_EXERCISE INSTRUCTIONS:_ Find every line with the word "that" and give their count, nothing else.

— begin ITEMS —

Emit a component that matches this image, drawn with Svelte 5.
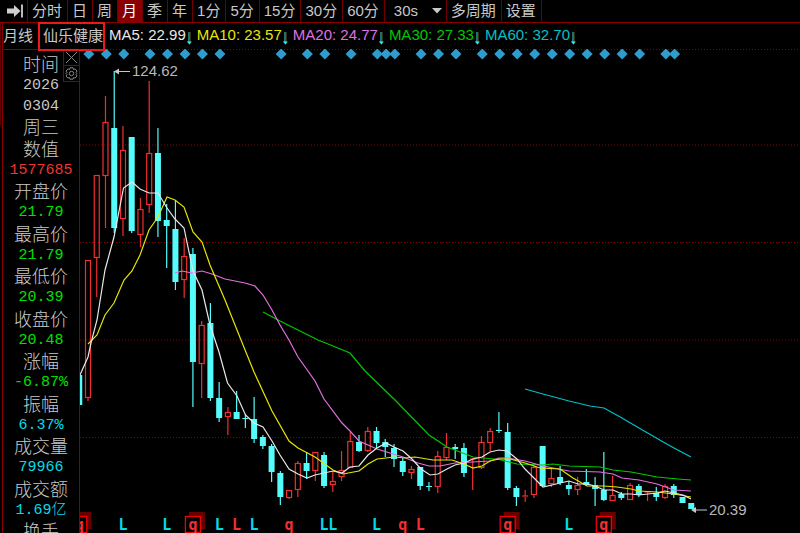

— end ITEMS —
— begin ITEMS —

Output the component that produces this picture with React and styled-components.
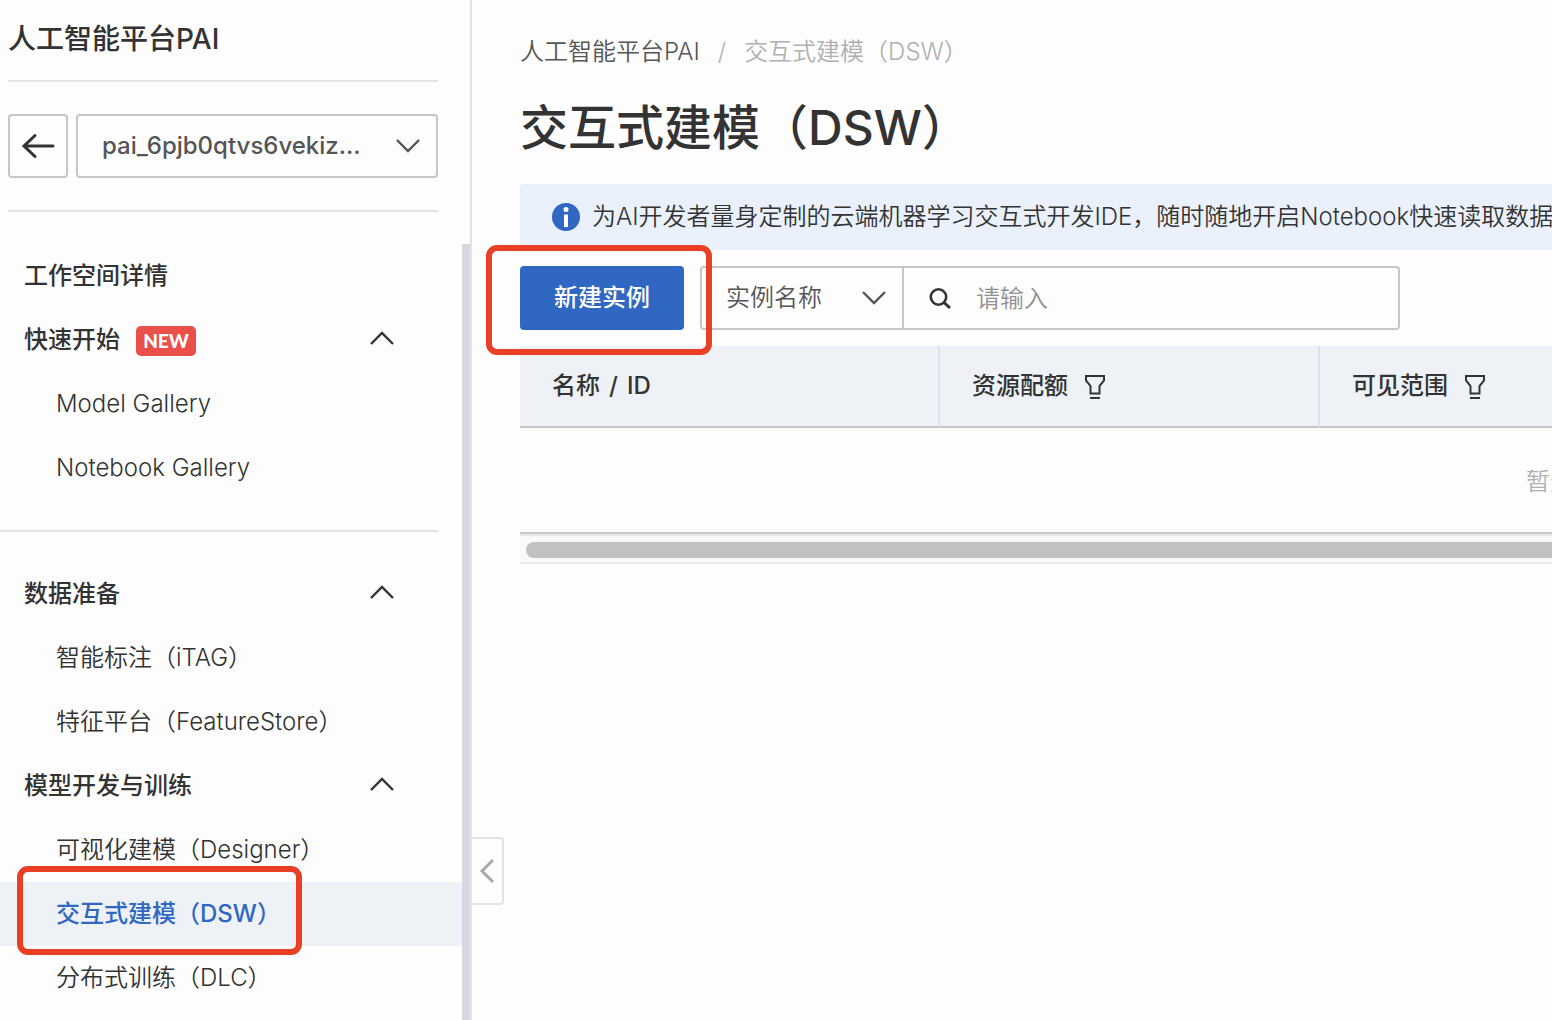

— end ITEMS —
— begin ITEMS —

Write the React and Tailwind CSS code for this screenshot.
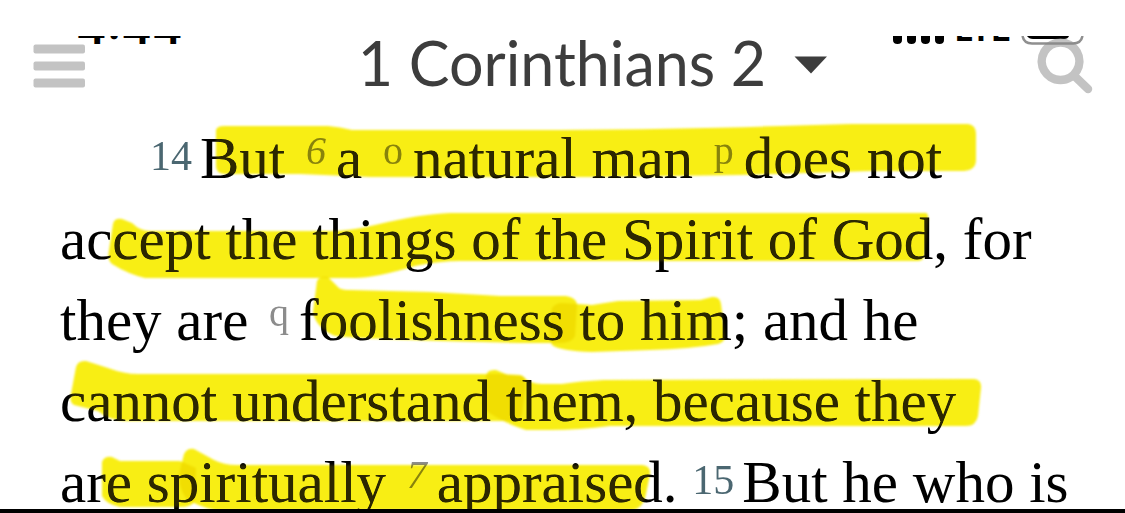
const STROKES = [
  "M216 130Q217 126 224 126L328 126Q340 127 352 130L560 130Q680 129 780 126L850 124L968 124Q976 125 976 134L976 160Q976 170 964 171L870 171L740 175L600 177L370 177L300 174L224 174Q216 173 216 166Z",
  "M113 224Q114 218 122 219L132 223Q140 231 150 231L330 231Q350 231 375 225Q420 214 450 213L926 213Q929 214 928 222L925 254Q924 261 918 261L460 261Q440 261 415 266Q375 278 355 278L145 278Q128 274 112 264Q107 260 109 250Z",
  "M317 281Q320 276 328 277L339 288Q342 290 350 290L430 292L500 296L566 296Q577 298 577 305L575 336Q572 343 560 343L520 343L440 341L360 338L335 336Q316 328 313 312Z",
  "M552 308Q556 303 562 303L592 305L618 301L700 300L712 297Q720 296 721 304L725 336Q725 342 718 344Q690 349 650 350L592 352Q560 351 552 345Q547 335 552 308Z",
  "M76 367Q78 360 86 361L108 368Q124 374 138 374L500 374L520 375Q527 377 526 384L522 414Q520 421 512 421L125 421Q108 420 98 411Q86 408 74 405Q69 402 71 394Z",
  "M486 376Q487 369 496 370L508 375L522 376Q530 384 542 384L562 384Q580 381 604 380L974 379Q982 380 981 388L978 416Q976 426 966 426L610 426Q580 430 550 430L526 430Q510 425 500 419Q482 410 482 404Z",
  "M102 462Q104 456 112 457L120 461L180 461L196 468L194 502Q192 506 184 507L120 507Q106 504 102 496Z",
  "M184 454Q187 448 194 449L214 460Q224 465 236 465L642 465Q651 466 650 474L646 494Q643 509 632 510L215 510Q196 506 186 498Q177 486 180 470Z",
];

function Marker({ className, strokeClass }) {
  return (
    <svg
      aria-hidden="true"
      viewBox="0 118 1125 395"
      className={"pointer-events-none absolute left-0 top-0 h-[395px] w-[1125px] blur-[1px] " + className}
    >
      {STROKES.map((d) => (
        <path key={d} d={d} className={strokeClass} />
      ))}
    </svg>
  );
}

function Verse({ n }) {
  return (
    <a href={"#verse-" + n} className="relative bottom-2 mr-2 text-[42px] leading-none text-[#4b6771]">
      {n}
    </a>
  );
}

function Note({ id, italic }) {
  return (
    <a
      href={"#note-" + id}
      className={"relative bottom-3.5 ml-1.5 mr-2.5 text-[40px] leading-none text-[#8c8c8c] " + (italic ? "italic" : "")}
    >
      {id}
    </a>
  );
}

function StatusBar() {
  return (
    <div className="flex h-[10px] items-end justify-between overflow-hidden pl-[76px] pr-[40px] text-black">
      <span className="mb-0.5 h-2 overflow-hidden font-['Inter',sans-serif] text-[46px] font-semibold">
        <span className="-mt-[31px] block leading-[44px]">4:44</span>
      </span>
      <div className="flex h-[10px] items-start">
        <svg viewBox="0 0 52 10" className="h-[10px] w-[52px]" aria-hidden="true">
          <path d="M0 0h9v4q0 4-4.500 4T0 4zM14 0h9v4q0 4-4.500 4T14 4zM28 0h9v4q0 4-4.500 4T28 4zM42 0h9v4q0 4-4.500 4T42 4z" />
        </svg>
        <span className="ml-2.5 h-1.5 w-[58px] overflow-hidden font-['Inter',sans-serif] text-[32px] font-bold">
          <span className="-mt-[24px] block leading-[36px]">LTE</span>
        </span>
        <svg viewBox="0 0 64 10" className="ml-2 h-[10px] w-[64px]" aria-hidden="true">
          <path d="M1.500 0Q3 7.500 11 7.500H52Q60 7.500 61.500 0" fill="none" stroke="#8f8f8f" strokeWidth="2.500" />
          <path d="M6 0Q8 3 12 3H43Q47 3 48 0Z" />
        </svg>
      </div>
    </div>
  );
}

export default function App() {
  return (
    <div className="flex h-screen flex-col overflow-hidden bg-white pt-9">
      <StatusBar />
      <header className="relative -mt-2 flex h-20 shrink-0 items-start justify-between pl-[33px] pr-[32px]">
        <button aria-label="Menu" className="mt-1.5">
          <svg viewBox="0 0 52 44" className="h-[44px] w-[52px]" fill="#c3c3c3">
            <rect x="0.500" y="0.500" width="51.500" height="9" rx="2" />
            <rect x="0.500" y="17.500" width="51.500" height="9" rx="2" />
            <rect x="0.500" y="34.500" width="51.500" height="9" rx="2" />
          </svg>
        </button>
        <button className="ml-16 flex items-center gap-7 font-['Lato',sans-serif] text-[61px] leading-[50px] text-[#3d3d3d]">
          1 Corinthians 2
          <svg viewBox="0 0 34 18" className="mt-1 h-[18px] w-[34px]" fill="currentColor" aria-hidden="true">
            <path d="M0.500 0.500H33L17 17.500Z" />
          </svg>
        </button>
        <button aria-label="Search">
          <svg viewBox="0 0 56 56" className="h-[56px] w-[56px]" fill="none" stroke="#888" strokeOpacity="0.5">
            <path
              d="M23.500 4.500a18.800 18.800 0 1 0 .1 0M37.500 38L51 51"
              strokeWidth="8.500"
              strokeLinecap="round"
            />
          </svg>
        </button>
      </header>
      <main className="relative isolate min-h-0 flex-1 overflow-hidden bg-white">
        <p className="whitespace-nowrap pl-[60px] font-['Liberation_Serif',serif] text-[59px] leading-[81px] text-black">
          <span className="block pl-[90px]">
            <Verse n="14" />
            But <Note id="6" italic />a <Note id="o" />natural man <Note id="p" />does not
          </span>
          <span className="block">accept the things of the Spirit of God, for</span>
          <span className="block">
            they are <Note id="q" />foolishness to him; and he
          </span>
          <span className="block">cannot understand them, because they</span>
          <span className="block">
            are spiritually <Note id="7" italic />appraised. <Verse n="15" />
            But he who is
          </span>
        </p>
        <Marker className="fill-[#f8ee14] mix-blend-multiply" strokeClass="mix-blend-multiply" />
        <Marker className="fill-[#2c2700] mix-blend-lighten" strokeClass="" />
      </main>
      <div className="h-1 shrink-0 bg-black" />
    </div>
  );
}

— end ITEMS —

_EXERCISE OUTPUT:_ 2